Hanya sebagian kecil daerah otonom yang mampu mengaturnya untuk hal-hal kecil dalam penyelenggaraan pendidikan dasar dan menengah yang sudah didesentralisasikan. Termasuk di antaranya Provinsi DKI Jakarta, yang berhasil menggratiskan belajar di tingkat SD dan meningkatkan kesejahteraan para guru.

Rintisan ini yang kemudian dicoba diikuti daerah lain. Namun, dalam materi urusan lainnya, daerah otonom nyaris belum mampu mengaturnya dengan baik.
Anehnya, semua urusan pendidikan dasar dan menengah dapat diselenggarakan oleh daerah otonom.

Walau begitu, adanya dana dekonsentrasi dan dana tugas pembantuan membuat pemerintah pusat masih campur tangan dan berhubungan langsung ke sekolah-sekolah di seluruh Indonesia.

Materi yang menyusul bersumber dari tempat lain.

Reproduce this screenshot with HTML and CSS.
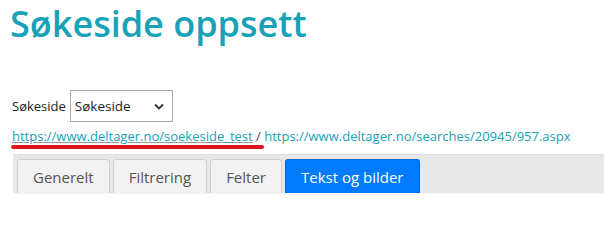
FILE: index.html
```html
<!DOCTYPE html>
<html lang="no">
<head>
<meta charset="utf-8">
<title>Søkeside oppsett</title>
<link rel="stylesheet" href="styles.css">
</head>
<body>
<div class="page">
  <h1 class="title">Søkeside oppsett</h1>
  <div class="select-row">
    <label class="select-label" for="sok">Søkeside</label>
    <div class="select-box" id="sok">
      <span class="select-value">Søkeside</span>
      <svg class="chevron" width="10" height="7" viewBox="0 0 10 7"><path d="M1 1.5 L5 5.5 L9 1.5" fill="none" stroke="#333" stroke-width="1.8"/></svg>
    </div>
  </div>
  <div class="links">
    <span class="mark"><a class="link" href="#">https://www.deltager.no/soekeside_test</a> /</span>
    <a class="link" href="#">https://www.deltager.no/searches/20945/957.aspx</a>
  </div>
  <div class="tabs">
    <div class="tab">Generelt</div>
    <div class="tab">Filtrering</div>
    <div class="tab">Felter</div>
    <div class="tab active">Tekst og bilder</div>
  </div>
</div>
</body>
</html>
```
FILE: styles.css
```css
html, body {
  margin: 0;
  padding: 0;
  background: #fff;
  overflow: hidden;
}
.page {
  font-family: "Open Sans", "Noto Sans", sans-serif;
  width: 604px;
  height: 202px;
  overflow: hidden;
}
.title {
  margin: 0;
  padding: 0 0 0 10px;
  font-size: 36px;
  font-weight: 600;
  line-height: 48px;
  color: #17a2b8;
}
.select-row {
  display: flex;
  align-items: center;
  margin: 42px 0 0 12px;
  gap: 4px;
}
.select-label {
  font-size: 13px;
  color: #222;
}
.select-box {
  box-sizing: border-box;
  width: 103px;
  height: 32px;
  border: 1px solid #aaa;
  display: flex;
  align-items: center;
  justify-content: space-between;
  padding: 0 8px 0 4px;
  font-size: 13.5px;
  color: #222;
}
.links {
  margin: 5px 0 0 12px;
  font-size: 13px;
  line-height: 18px;
  color: #444;
}
.mark {
  position: relative;
}
.mark::after {
  content: "";
  position: absolute;
  left: -1px;
  right: -3px;
  bottom: -4px;
  height: 4px;
  background: #e0161e;
  border-radius: 2px;
}
.link {
  color: #17a2b8;
  text-decoration: none;
}
.mark .link {
  text-decoration: underline;
  text-decoration-color: #999;
}
.tabs {
  box-sizing: border-box;
  margin: 9px 0 0 13px;
  width: 600px;
  height: 40px;
  padding: 4px 4px 0;
  background: #e8e8e8;
  border-top: 1px solid #dcdcdc;
  border-bottom: 1px solid #f4f4f4;
  display: flex;
  gap: 3px;
  align-items: flex-end;
}
.tab {
  box-sizing: border-box;
  height: 34px;
  padding: 0 15px;
  display: flex;
  align-items: center;
  font-size: 15px;
  color: #555;
  background: #f2f2f2;
  border: 1px solid #cfcfcf;
  border-bottom: none;
  border-radius: 3px 3px 0 0;
}
.tab.active {
  background: #007bff;
  border-color: #0068d6;
  color: #fff;
}
```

Meskipun secara normatif, sebagian besar urusan penyelenggaraan pendidikan dasar dan menengah sudah didesentralisasikan, tetapi dalam praktik, pengaturan mengenai urusan tersebut masih dipegang pusat.

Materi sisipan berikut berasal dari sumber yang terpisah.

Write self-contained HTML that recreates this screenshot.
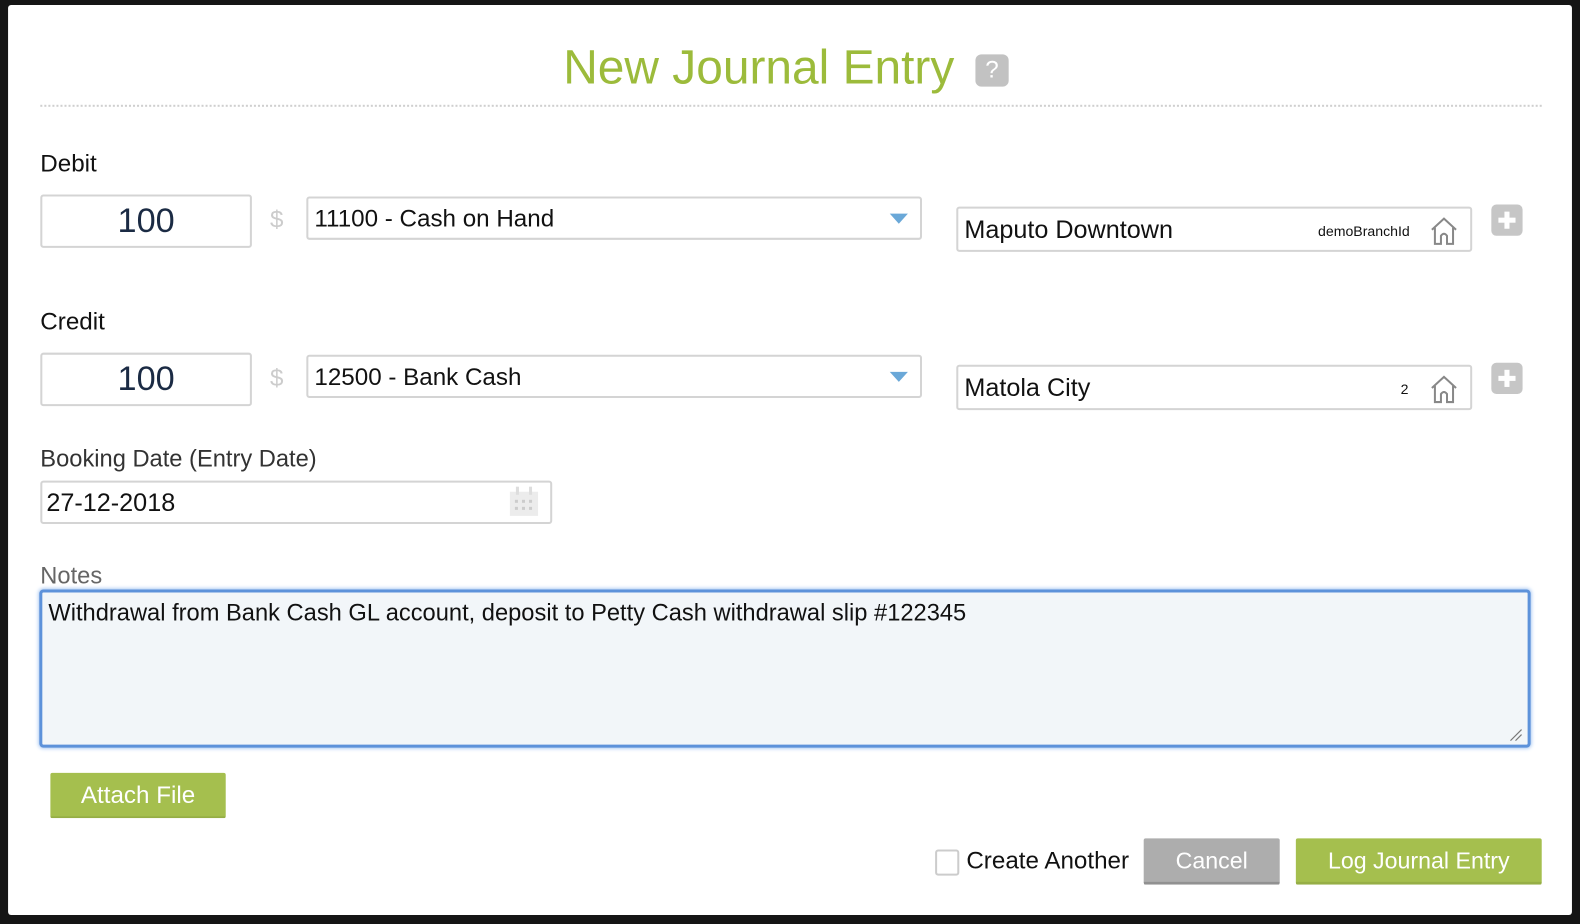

Dalam hal ini, pemerintah mengembangkan school-based management (SBM), tetapi tanpa memperhatikan liku-liku struktur pemerintahan yang dikembangkan.
Ternyata kepala sekolah sangat berkuasa menentukan roda pendidikan dasar, bukan pemangku kepentingan dalam struktur SBM. Akibatnya, kedudukan kepala sekolah menjadi rebutan era sekarang.

Jadi, praktik hubungan langsung pemerintah pusat ke sekolah-sekolah ini tidak ada dasar teorinya sama sekali. Terjadilah kerancuan manajemen pendidikan dasar dan menengah.

Beberapa daerah yang elite birokrasi ataupun elite politiknya berasal dari dunia pendidikan dapat melakukan terobosan pengaturan.

Yang mengherankan adalah jajaran birokrasi lokal di bidang tersebut seolah membiarkan hal ini terjadi.

Seakan mereka tidak ”mau” untuk diatur oleh elite politik lokal yang notabene ”tetangga”-nya sendiri. Mereka merasa lebih nyaman diatur oleh koleganya di Jakarta.

Desain ulang

Dengan demikian, otonomi pendidikan dasar dan menengah yang terjadi di Indonesia secara kelembagaan berwajah sentralisasi.

Sebagian urusan yang bersifat sensitif, yang disukai politisi dan gampang terlihat oleh publik saja yang diambil untuk diurusi, contohnya mengangkat kepala sekolah.

Aturan teknisnya pun datang dari pusat, daerah tidak sadar. Elemen pusat menyadari bahwa hal ini yang paling disukai oleh daerah otonom selain masalah uang penyelenggaraan pendidikan, sedangkan terhadap wewenang substansialnya, daerah tidak menyukai.

Dalam mengatasi soal ini, desentralisasi urusan pendidikan harus dibenahi. Desentralisasi pendidikan dalam tubuh NKRI tidak mengenal otonomi langsung ke sekolah kecuali kita menganut desentralisasi fungsional. Lebih kuat lagi jika ada dalam UUD.

Catatannya adalah peraturan perundangan tersebut harus dibuat harmonis. Bahkan, sekolah swasta pun harus berbasis otonomi daerah.

Sekolah dasar dan menengah swasta ada dalam domain pengaturan daerah otonom. Pemerintah pusat menyusun kode perilaku dan mengawasinya.
Di sini letak concurrent-function dalam urusan pendidikan dasar dan menengah yang dikerjakan pusat.

Instrumen sentralisasi, dekonsentrasi, desentralisasi, dan tugas pembantuan harus jelas.

Jajaran birokrasi pusat dan daerah harus konsisten mengembangkan penyelenggaraan pendidikan dasar dan menengah yang menjadi domain daerah otonom.

Mereka tidak boleh mendiamkan dan langsung mengambil alih jika daerah otonom tidak mampu mengatur dan mengurus urusan pendidikan yang didesentralisasikan.

Instansi vertikal dibutuhkan sesuai desain ini, khususnya untuk memastikan kode perilaku pendidikan nasional berjalan di seluruh pelosok NKRI.